What matters is the quality of the work and your comfort living with it. A simple, well-executed anchor beats a complex, poorly rendered ship every time. Prioritize artist skill over design complexity. Prioritize healed results over fresh photos. Prioritize your actual daily life, how you dress, how you work, how you move, over idealized placement ideas.
The ocean is indifferent to our symbols. The tattoo is for you, on your specific skin, aging in real time. Choose accordingly.
Frequently Asked Questions
How long does a traditional ship tattoo take to complete?
A palm-sized ship with basic rigging runs 2-3 hours. A full back piece with waves, sky, and detailed hull can stretch across 15-20 hours in multiple sessions. The complexity of sails and rigging drives time more than overall size.
Do compass tattoos have to point true north on the body?
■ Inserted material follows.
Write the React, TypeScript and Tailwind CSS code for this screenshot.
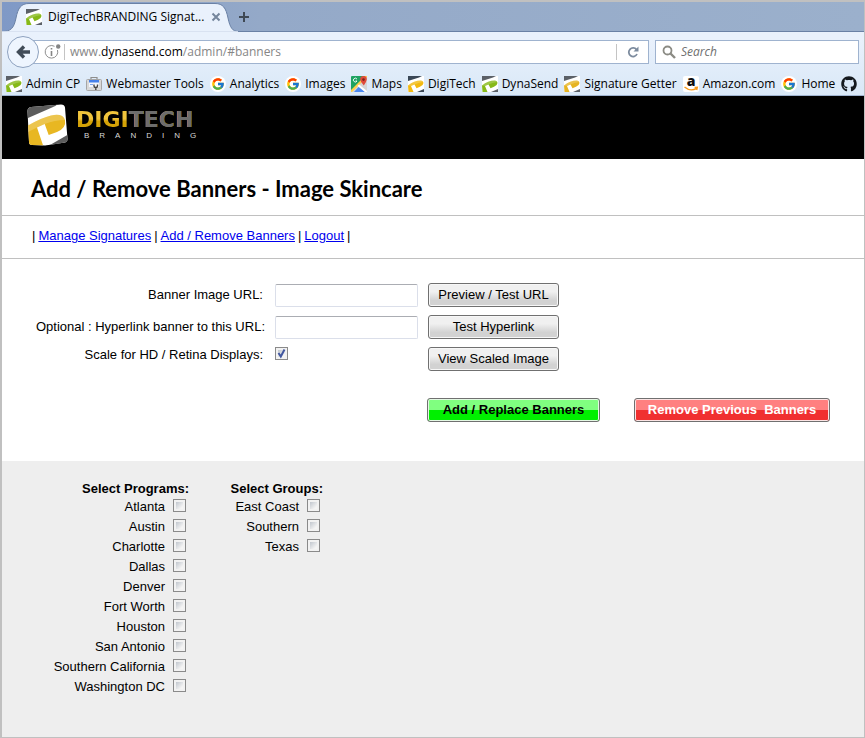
import { ReactNode } from "react";
import { FcGoogle } from "react-icons/fc";
import { FaGithub } from "react-icons/fa";

const PROGRAMS = [
  "Atlanta",
  "Austin",
  "Charlotte",
  "Dallas",
  "Denver",
  "Fort Worth",
  "Houston",
  "San Antonio",
  "Southern California",
  "Washington DC",
];

const GROUPS = ["East Coast", "Southern", "Texas"];

function BrandMark({ accent, corner, className }: { accent: string; corner: string; className: string }) {
  return (
    <svg viewBox="0 0 41 42" preserveAspectRatio="none" className={className} aria-hidden="true">
      <path d="M4 3 L34 0.500 Q37.500 0.500 38 3.500 L40.500 35 Q40.500 38 38 38.500 L18 41.500 L5 41 Q2 41 2 38 L0.500 7 Q0.500 3.500 4 3Z" fill="#fff" />
      <path d="M4 3 L30 0.800 Q29 2 25 3.500 L1 14 L0.500 7 Q0.500 3.500 4 3Z" fill={corner} />
      <path
        d="M1 21.500 Q15 13.500 24 11.500 Q36 9 38 16 Q39.500 24 30 28 L21.700 31 L17.700 20 L10 23.500 L16 41.300 L5 41 Q2 41 2 38Z"
        fill={accent}
      />
      <path d="M1 21.500 Q15 13.500 24 11.500 Q36 9 38 16 Q28 16 17.700 20 L10 23.500 L1 28Z" fill="#fff" opacity="0.2" />
      <path d="M40.300 31 L40.500 35 Q40.500 38 38 38.500 L23 41Z" fill={corner} />
    </svg>
  );
}

function Favicon({ color, corner = "#5b6067" }: { color: string; corner?: string }) {
  return (
    <svg viewBox="0 0 16 16" className="size-4 shrink-0" aria-hidden="true">
      <rect width="16" height="16" fill="#fff" />
      <path d="M0 0 H14 L11 1.500 L0 5Z" fill={corner} />
      <path d="M0 9.500 Q6 4.500 13 4.500 Q15.500 4.800 15.500 7 Q15.300 9.500 12 10.800 L8.500 12.300 L6.500 8.500 L3 10 L5.500 16 H0.500Z" fill={color} />
      <path d="M0 9.500 Q6 4.500 13 4.500 Q15 4.800 15.500 6 Q10 6.500 6.500 8.500 L3 10Z" fill="#fff" opacity="0.2" />
      <path d="M16 13 V16 H9Z" fill={corner} />
    </svg>
  );
}

function ToolsIcon() {
  return (
    <svg viewBox="0 0 16 16" className="size-4 shrink-0" aria-hidden="true">
      <path d="M5 3 V1.500 H11 V3" fill="none" stroke="#8d8d8d" strokeWidth="1.200" />
      <rect x="0.500" y="3.500" width="15" height="11" rx="1" fill="#d9d9d9" stroke="#a6a6a6" />
      <rect x="3" y="4" width="10" height="7" fill="#f3f6fc" />
      <rect x="3" y="4" width="10" height="2.500" fill="#4580ea" />
      <path d="M4 8.500 H7" stroke="#7ea5ee" />
      <path d="M8 8.500 V10 Q8 11.500 9.800 11.500 Q11.500 11.500 11.500 10 V8.500 M9.800 11.500 V14" fill="none" stroke="#444" strokeWidth="1.400" />
    </svg>
  );
}

function GoogleIcon() {
  return (
    <span className="flex size-4 shrink-0 items-center justify-center rounded-full bg-white">
      <FcGoogle className="size-[14px]" />
    </span>
  );
}

function MapsIcon() {
  return (
    <svg viewBox="0 0 16 16" className="size-4 shrink-0" aria-hidden="true">
      <rect width="16" height="16" rx="1" fill="#1ea362" />
      <path d="M0 16 L16 0 V16Z" fill="#d5d5d5" />
      <path d="M0 14 L14 0 H16 L16 1 L1 16 H0Z" fill="#ffd04b" />
      <path d="M3 16 L8 10.500 L14 16Z" fill="#4a89f3" />
      <path d="M6.500 10 L8 8.500 L16 15 V16 H14Z" fill="#fff" />
      <path d="M6 3.200 A1.900 1.900 0 1 0 6 5 H4.500" fill="none" stroke="#fff" strokeWidth="0.900" />
      <path d="M12.500 0 A3.300 3.300 0 0 1 15.800 3.500 Q15.500 6 12.800 9.500 Q9.500 6 9.200 3.500 A3.300 3.300 0 0 1 12.500 0Z" fill="#df4b3b" />
      <circle cx="12.500" cy="3.600" r="1.300" fill="#7d231b" />
    </svg>
  );
}

function AmazonIcon() {
  return (
    <svg viewBox="0 0 16 16" className="size-4 shrink-0" aria-hidden="true">
      <rect width="16" height="16" rx="2" fill="#fff" />
      <text x="8" y="9.500" textAnchor="middle" fontFamily="Open Sans, sans-serif" fontWeight="800" fontSize="14" fill="#111">
        a
      </text>
      <path d="M1.500 11 Q7.500 16 13.500 12.300 M11.600 11.400 L14.300 11.300 L13.700 14" fill="none" stroke="#f79a1c" strokeWidth="1.400" />
    </svg>
  );
}

const BOOKMARKS: { label: string; icon: ReactNode }[] = [
  { label: "Admin CP", icon: <Favicon color="#86b918" /> },
  { label: "Webmaster Tools", icon: <ToolsIcon /> },
  { label: "Analytics", icon: <GoogleIcon /> },
  { label: "Images", icon: <GoogleIcon /> },
  { label: "Maps", icon: <MapsIcon /> },
  { label: "DigiTech", icon: <Favicon color="#f2b90f" corner="#3a4756" /> },
  { label: "DynaSend", icon: <Favicon color="#86b918" /> },
  { label: "Signature Getter", icon: <Favicon color="#e6b422" /> },
  { label: "Amazon.com", icon: <AmazonIcon /> },
  { label: "Home", icon: <GoogleIcon /> },
];

function TabStrip() {
  return (
    <div className="flex h-[30px] items-stretch border-b border-[#6a81a5] bg-linear-to-r from-[#7f99c6] via-[#94a9c8] via-30% to-[#9bb0cc]">
      <div className="relative -mb-px flex w-[236px] items-center pl-6">
        <svg viewBox="0 0 236 30" className="absolute inset-0 size-full" preserveAspectRatio="none" aria-hidden="true">
          <path
            d="M0 30 V29.500 C9 29.500 12 26 14 16 C16 6 19 1.500 27 1.500 H213 C221 1.500 224 6 226 16 C228 26 231 29.500 236 29.500 V30Z"
            fill="#e9f1fc"
            stroke="#6a81a5"
          />
          <path d="M0 30 H236" stroke="#e9f1fc" strokeWidth="1.500" />
        </svg>
        <div className="relative flex items-center gap-1.5">
          <Favicon color="#86b918" />
          <span className="whitespace-nowrap">DigiTechBRANDING Signat...</span>
          <button type="button" aria-label="Close tab" className="size-3">
            <svg viewBox="0 0 12 12" className="size-3">
              <path d="M2.500 2.500 L9.500 9.500 M9.500 2.500 L2.500 9.500" stroke="#75869c" strokeWidth="2" />
            </svg>
          </button>
        </div>
      </div>
      <button type="button" aria-label="New tab" className="flex items-center">
        <svg viewBox="0 0 12 12" className="size-3">
          <path d="M6 1 V11 M1 6 H11" stroke="#3f4955" strokeWidth="2" />
        </svg>
      </button>
    </div>
  );
}

function NavBar() {
  return (
    <div className="flex h-[40px] items-center pr-[5px] pl-[5px]">
      <button
        type="button"
        aria-label="Back"
        className="z-10 flex size-8 shrink-0 items-center justify-center rounded-full border border-[#8ea2bf] bg-[#eef5fe]"
      >
        <svg viewBox="0 0 16 16" className="size-4">
          <path d="M15 8 H4 M9 2.500 L3.500 8 L9 13.500" fill="none" stroke="#414c58" strokeWidth="3.400" />
        </svg>
      </button>
      <div className="-ml-2 flex h-6 min-w-0 flex-1 items-center border border-[#9fb3cf] bg-white pl-3">
        <svg viewBox="0 0 18 16" className="h-4 w-[18px] shrink-0" aria-hidden="true">
          <path d="M10.500 2.300 A6.300 6.300 0 1 0 13.500 6" fill="none" stroke="#8f8f8f" />
          <circle cx="14.200" cy="2.500" r="2.200" fill="#858585" />
          <path d="M7.500 4 V5.600 M7.500 7 V12" stroke="#858585" strokeWidth="1.600" />
        </svg>
        <span className="ml-0.5 h-4 w-px bg-[#c4c4c4]" />
        <span className="ml-[5px] min-w-0 flex-1 text-[#868686]">
          www.<span className="text-black">dynasend.com</span>/admin/#banners
        </span>
        <button type="button" aria-label="Reload" className="flex h-4 w-8 items-center justify-center border-l border-[#c4c4c4]">
          <svg viewBox="0 0 12 12" className="size-3">
            <path d="M9.500 3.600 A4.300 4.300 0 1 0 10 8" fill="none" stroke="#7c8b9e" strokeWidth="1.800" />
            <path d="M11.500 0.500 V5.500 H6.500Z" fill="#7c8b9e" />
          </svg>
        </button>
      </div>
      <label className="ml-1.5 flex h-6 w-[204px] shrink-0 items-center border border-[#9fb3cf] bg-white pl-1.5">
        <svg viewBox="0 0 14 14" className="size-[14px] shrink-0" aria-hidden="true">
          <circle cx="5.500" cy="5.500" r="4" fill="none" stroke="#8b8b84" strokeWidth="1.800" />
          <path d="M8.500 8.500 L13 13" stroke="#8b8b84" strokeWidth="2.400" />
        </svg>
        <input
          type="text"
          aria-label="Search"
          placeholder="Search"
          className="ml-[5px] w-full min-w-0 bg-transparent italic outline-none placeholder:text-[#6f6f6f]"
        />
      </label>
    </div>
  );
}

function BookmarksBar() {
  return (
    <div className="flex h-[24px] items-center gap-1.5 overflow-hidden border-b border-[#9fb3cf] pl-1">
      {BOOKMARKS.map((b) => (
        <a key={b.label} href="#" className="flex shrink-0 items-center gap-1 whitespace-nowrap">
          {b.icon}
          {b.label}
        </a>
      ))}
      <a href="#" aria-label="GitHub" className="shrink-0">
        <FaGithub className="size-4 text-[#15191e]" />
      </a>
    </div>
  );
}

function GreyButton({ children }: { children: ReactNode }) {
  return (
    <button
      type="button"
      className="h-6 rounded-[3px] border border-[#707070] bg-linear-to-b from-[#f0f0f0] from-35% to-[#d2d2d2] to-75% text-center whitespace-nowrap inset-ring inset-ring-[#f7f7f7]"
    >
      {children}
    </button>
  );
}

const TICK =
  "size-[13px] shrink-0 appearance-none border border-[#8a8a8a] bg-linear-to-br from-[#c3c8cf] from-20% to-[#f5f5f5] to-70% inset-ring-2 inset-ring-[#f2f2f2]";

const FIELD = "h-[23px] w-full rounded-[2px] border border-[#dbdfea] border-t-[#abadb3] bg-white px-1 outline-none";

function CheckList({ title, items, className }: { title: string; items: string[]; className: string }) {
  return (
    <fieldset className={className}>
      <legend className="ml-auto leading-4 font-bold">{title}</legend>
      <ul className="pr-[3px]">
        {items.map((item) => (
          <li key={item}>
            <label className="flex h-5 items-center justify-end gap-2">
              {item}
              <input type="checkbox" className={`${TICK} mb-1`} />
            </label>
          </li>
        ))}
      </ul>
    </fieldset>
  );
}

export default function App() {
  return (
    <div className="flex min-h-screen flex-col border-t-2 border-r border-b border-l-2 border-[#c0c0c0] bg-white font-['Liberation_Sans',Arial,sans-serif] text-[13px] leading-4 text-black">
      <div className="bg-linear-to-b from-[#e9f1fc] from-40% to-[#d9e8f7] font-['Open_Sans','Segoe_UI',sans-serif] text-[12px]">
        <TabStrip />
        <NavBar />
        <BookmarksBar />
      </div>

      <header className="flex h-[63px] items-start bg-black pt-2 pl-[25px]">
        <BrandMark accent="#e8b722" corner="#5c5c5c" className="h-[42px] w-[41px]" />
        <div className="ml-2 pt-1">
          <div className="bg-linear-to-b from-[#f0c43c] from-45% to-[#d4a206] to-55% bg-clip-text font-['DejaVu_Sans',sans-serif] text-[22px] leading-6 font-bold text-transparent">
            DIGI<span className="text-[#6d6d6d]">TECH</span>
          </div>
          <div className="pl-2 text-[8px] leading-2 tracking-[10px] text-[#d8d8d8]">BRANDING</div>
        </div>
      </header>

      <main className="flex flex-1 flex-col">
        <h1 className="border-b border-[#c0c0c0] pt-4 pb-3 pl-[29px] font-['Lato',Calibri,sans-serif] text-[22px] leading-7 font-bold">
          Add / Remove Banners - Image Skincare
        </h1>

        <nav className="flex h-[43px] items-center gap-[3px] border-b border-[#c0c0c0] pb-0.5 pl-[30px]">
          <span>|</span>
          <a href="#" className="text-[#0000ee] underline">Manage Signatures</a>
          <span>|</span>
          <a href="#" className="text-[#0000ee] underline">Add / Remove Banners</a>
          <span>|</span>
          <a href="#" className="text-[#0000ee] underline">Logout</a>
          <span>|</span>
        </nav>

        <form className="pt-6 pb-[39px]">
          <div className="grid grid-cols-[263px_143px_131px] items-center gap-x-2.5 gap-y-2">
            <label htmlFor="banner-url" className="pr-0.5 text-right">Banner Image URL:</label>
            <input id="banner-url" type="text" className={FIELD} />
            <GreyButton>Preview / Test URL</GreyButton>

            <label htmlFor="link-url" className="text-right">Optional : Hyperlink banner to this URL:</label>
            <input id="link-url" type="text" className={FIELD} />
            <GreyButton>Test Hyperlink</GreyButton>

            <label htmlFor="retina" className="self-start pr-0.5 text-right">Scale for HD / Retina Displays:</label>
            <span className="relative size-[13px] self-start">
              <input id="retina" type="checkbox" defaultChecked className={`${TICK} block`} />
              <svg viewBox="0 0 13 13" className="pointer-events-none absolute inset-0 size-[13px]" aria-hidden="true">
                <path d="M3.500 6 L5.800 9.500 L9.500 2.500" fill="none" stroke="#4157a0" strokeWidth="2" />
              </svg>
            </span>
            <GreyButton>View Scaled Image</GreyButton>
          </div>

          <div className="mt-[27px] flex gap-[34px] pl-[425px]">
            <button
              type="button"
              className="h-6 w-[173px] rounded-[3px] border border-[#707070] bg-linear-to-b from-[#80ff80] from-50% to-[#00f000] to-50% font-bold whitespace-nowrap inset-ring inset-ring-[#e4f8e4]"
            >
              Add / Replace Banners
            </button>
            <button
              type="button"
              className="h-6 w-[196px] rounded-[3px] border border-[#707070] bg-linear-to-b from-[#ff8080] from-50% to-[#f03030] to-50% font-bold whitespace-pre text-white inset-ring inset-ring-[#fbe4e4]"
            >
              {"Remove Previous  Banners"}
            </button>
          </div>
        </form>

        <section className="flex flex-1 items-start bg-[#eeeeee] pt-5 pb-8">
          <CheckList title="Select Programs:" items={PROGRAMS} className="w-[187px]" />
          <CheckList title="Select Groups:" items={GROUPS} className="w-[134px]" />
        </section>
      </main>
    </div>
  );
}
No, though some people request it for personal significance. Most artists orient the compass for visual balance on the specific body part, not geographic accuracy. The needle can point any direction; what matters is the design’s flow with your muscle structure.
Why do rope tattoos sometimes look blurry after healing?
Rope consists of many thin parallel lines packed tightly. If the artist works too shallow or uses inconsistent pressure, some lines drop out while others hold, creating uneven texture. The twist and overlap of strands also create natural spots where ink pools or misses.
Can nautical tattoos work with other styles like geometric or floral?
Yes, but the combination needs deliberate design. A ship’s hull framed in geometric lines works; random mandala patterns floating behind a traditional anchor usually don’t. The most successful hybrids keep one style dominant and use the other as accent, not equal partnership.